● Stated exercise:
Every line below is to be copied exactly, with the pictures left out.

━━━ Extracted material ━━━

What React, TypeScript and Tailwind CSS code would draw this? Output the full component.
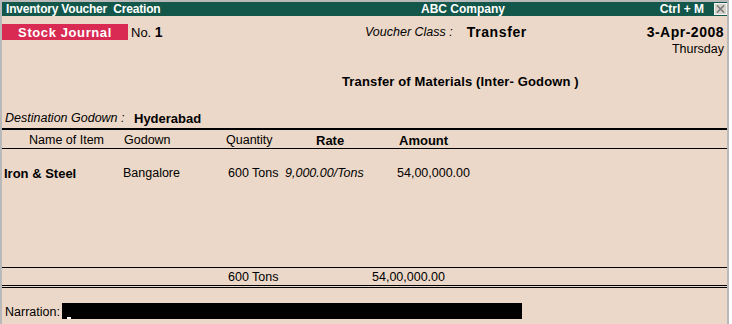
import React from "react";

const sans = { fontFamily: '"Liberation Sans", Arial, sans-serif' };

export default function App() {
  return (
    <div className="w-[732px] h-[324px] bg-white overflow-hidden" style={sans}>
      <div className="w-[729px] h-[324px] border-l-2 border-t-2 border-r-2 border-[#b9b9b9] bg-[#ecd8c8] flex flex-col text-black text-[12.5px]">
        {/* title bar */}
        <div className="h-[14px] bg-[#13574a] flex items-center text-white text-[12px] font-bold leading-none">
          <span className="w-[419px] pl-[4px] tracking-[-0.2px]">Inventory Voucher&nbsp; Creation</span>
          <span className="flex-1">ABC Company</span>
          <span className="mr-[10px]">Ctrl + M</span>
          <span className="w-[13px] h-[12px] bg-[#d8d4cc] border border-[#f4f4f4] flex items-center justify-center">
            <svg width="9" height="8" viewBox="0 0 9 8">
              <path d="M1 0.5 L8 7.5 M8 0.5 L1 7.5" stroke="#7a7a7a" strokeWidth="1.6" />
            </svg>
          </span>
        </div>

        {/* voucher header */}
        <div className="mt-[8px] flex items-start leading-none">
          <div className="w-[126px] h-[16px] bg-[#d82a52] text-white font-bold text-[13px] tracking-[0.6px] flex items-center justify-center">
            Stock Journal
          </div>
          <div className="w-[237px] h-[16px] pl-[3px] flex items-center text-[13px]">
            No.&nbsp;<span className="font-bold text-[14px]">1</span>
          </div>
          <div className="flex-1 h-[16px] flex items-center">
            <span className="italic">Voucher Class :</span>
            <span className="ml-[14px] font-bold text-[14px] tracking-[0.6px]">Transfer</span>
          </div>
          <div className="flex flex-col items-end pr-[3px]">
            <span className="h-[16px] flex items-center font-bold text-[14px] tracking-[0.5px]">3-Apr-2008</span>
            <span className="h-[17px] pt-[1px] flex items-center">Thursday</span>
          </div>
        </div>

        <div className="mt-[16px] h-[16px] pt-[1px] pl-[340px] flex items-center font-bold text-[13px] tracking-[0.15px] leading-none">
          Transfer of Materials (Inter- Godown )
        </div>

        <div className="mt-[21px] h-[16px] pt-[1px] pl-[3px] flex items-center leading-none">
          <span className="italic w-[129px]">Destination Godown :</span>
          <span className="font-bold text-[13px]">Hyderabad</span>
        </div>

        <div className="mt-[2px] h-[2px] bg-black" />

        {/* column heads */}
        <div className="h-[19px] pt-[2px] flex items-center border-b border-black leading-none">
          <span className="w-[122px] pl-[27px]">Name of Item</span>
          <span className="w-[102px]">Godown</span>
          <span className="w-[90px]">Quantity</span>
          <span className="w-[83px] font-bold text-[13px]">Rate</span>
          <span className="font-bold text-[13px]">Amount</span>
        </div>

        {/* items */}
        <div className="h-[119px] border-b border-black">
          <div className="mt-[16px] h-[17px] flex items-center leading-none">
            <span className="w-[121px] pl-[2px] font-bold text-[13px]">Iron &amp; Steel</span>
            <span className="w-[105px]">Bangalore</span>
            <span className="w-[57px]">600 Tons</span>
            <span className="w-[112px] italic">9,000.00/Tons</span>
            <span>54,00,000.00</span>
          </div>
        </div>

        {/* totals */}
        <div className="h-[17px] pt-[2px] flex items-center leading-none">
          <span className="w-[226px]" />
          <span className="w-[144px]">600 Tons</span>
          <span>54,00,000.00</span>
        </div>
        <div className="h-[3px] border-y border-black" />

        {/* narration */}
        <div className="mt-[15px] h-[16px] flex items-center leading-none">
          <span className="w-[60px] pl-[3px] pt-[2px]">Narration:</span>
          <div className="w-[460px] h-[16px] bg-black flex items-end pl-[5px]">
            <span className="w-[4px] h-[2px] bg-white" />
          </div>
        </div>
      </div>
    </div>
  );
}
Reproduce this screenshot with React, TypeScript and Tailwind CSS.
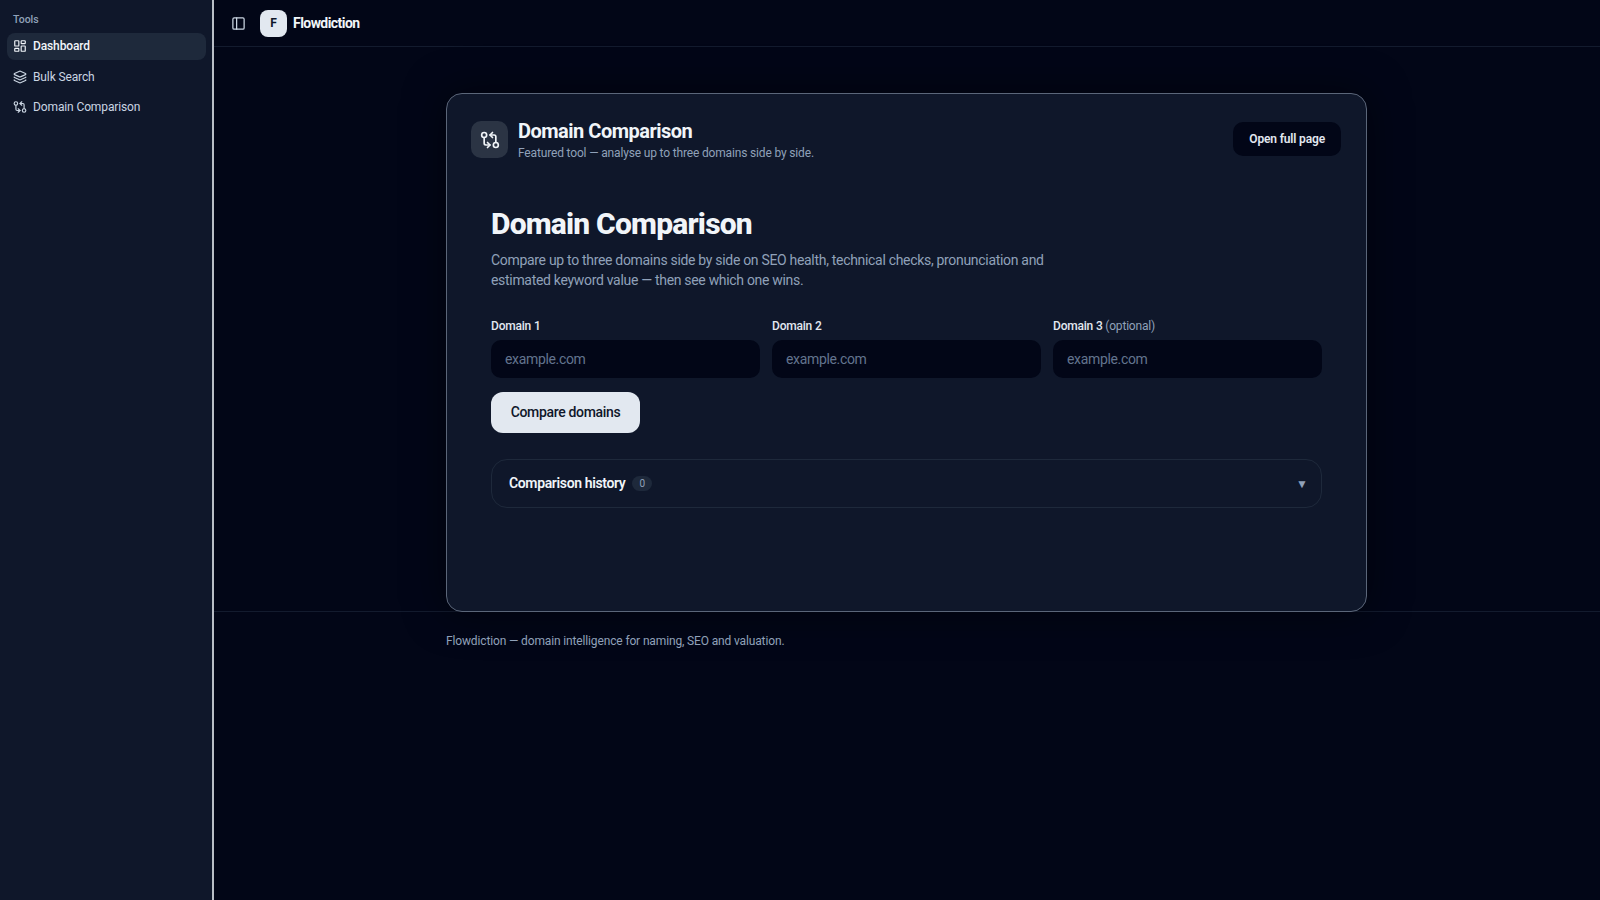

━━━

● Response to this task:
What React, TypeScript and Tailwind CSS code would draw this? Output the full component.
import React from "react";

const sans = { fontFamily: '"Liberation Sans", Arial, sans-serif' };

export default function App() {
  return (
    <div className="w-[732px] h-[324px] bg-white overflow-hidden" style={sans}>
      <div className="w-[729px] h-[324px] border-l-2 border-t-2 border-r-2 border-[#b9b9b9] bg-[#ecd8c8] flex flex-col text-black text-[12.5px]">
        {/* title bar */}
        <div className="h-[14px] bg-[#13574a] flex items-center text-white text-[12px] font-bold leading-none">
          <span className="w-[419px] pl-[4px] tracking-[-0.2px]">Inventory Voucher&nbsp; Creation</span>
          <span className="flex-1">ABC Company</span>
          <span className="mr-[10px]">Ctrl + M</span>
          <span className="w-[13px] h-[12px] bg-[#d8d4cc] border border-[#f4f4f4] flex items-center justify-center">
            <svg width="9" height="8" viewBox="0 0 9 8">
              <path d="M1 0.5 L8 7.5 M8 0.5 L1 7.5" stroke="#7a7a7a" strokeWidth="1.6" />
            </svg>
          </span>
        </div>

        {/* voucher header */}
        <div className="mt-[8px] flex items-start leading-none">
          <div className="w-[126px] h-[16px] bg-[#d82a52] text-white font-bold text-[13px] tracking-[0.6px] flex items-center justify-center">
            Stock Journal
          </div>
          <div className="w-[237px] h-[16px] pl-[3px] flex items-center text-[13px]">
            No.&nbsp;<span className="font-bold text-[14px]">1</span>
          </div>
          <div className="flex-1 h-[16px] flex items-center">
            <span className="italic">Voucher Class :</span>
            <span className="ml-[14px] font-bold text-[14px] tracking-[0.6px]">Transfer</span>
          </div>
          <div className="flex flex-col items-end pr-[3px]">
            <span className="h-[16px] flex items-center font-bold text-[14px] tracking-[0.5px]">3-Apr-2008</span>
            <span className="h-[17px] pt-[1px] flex items-center">Thursday</span>
          </div>
        </div>

        <div className="mt-[16px] h-[16px] pt-[1px] pl-[340px] flex items-center font-bold text-[13px] tracking-[0.15px] leading-none">
          Transfer of Materials (Inter- Godown )
        </div>

        <div className="mt-[21px] h-[16px] pt-[1px] pl-[3px] flex items-center leading-none">
          <span className="italic w-[129px]">Destination Godown :</span>
          <span className="font-bold text-[13px]">Hyderabad</span>
        </div>

        <div className="mt-[2px] h-[2px] bg-black" />

        {/* column heads */}
        <div className="h-[19px] pt-[2px] flex items-center border-b border-black leading-none">
          <span className="w-[122px] pl-[27px]">Name of Item</span>
          <span className="w-[102px]">Godown</span>
          <span className="w-[90px]">Quantity</span>
          <span className="w-[83px] font-bold text-[13px]">Rate</span>
          <span className="font-bold text-[13px]">Amount</span>
        </div>

        {/* items */}
        <div className="h-[119px] border-b border-black">
          <div className="mt-[16px] h-[17px] flex items-center leading-none">
            <span className="w-[121px] pl-[2px] font-bold text-[13px]">Iron &amp; Steel</span>
            <span className="w-[105px]">Bangalore</span>
            <span className="w-[57px]">600 Tons</span>
            <span className="w-[112px] italic">9,000.00/Tons</span>
            <span>54,00,000.00</span>
          </div>
        </div>

        {/* totals */}
        <div className="h-[17px] pt-[2px] flex items-center leading-none">
          <span className="w-[226px]" />
          <span className="w-[144px]">600 Tons</span>
          <span>54,00,000.00</span>
        </div>
        <div className="h-[3px] border-y border-black" />

        {/* narration */}
        <div className="mt-[15px] h-[16px] flex items-center leading-none">
          <span className="w-[60px] pl-[3px] pt-[2px]">Narration:</span>
          <div className="w-[460px] h-[16px] bg-black flex items-end pl-[5px]">
            <span className="w-[4px] h-[2px] bg-white" />
          </div>
        </div>
      </div>
    </div>
  );
}
Reproduce this screenshot with React, TypeScript and Tailwind CSS.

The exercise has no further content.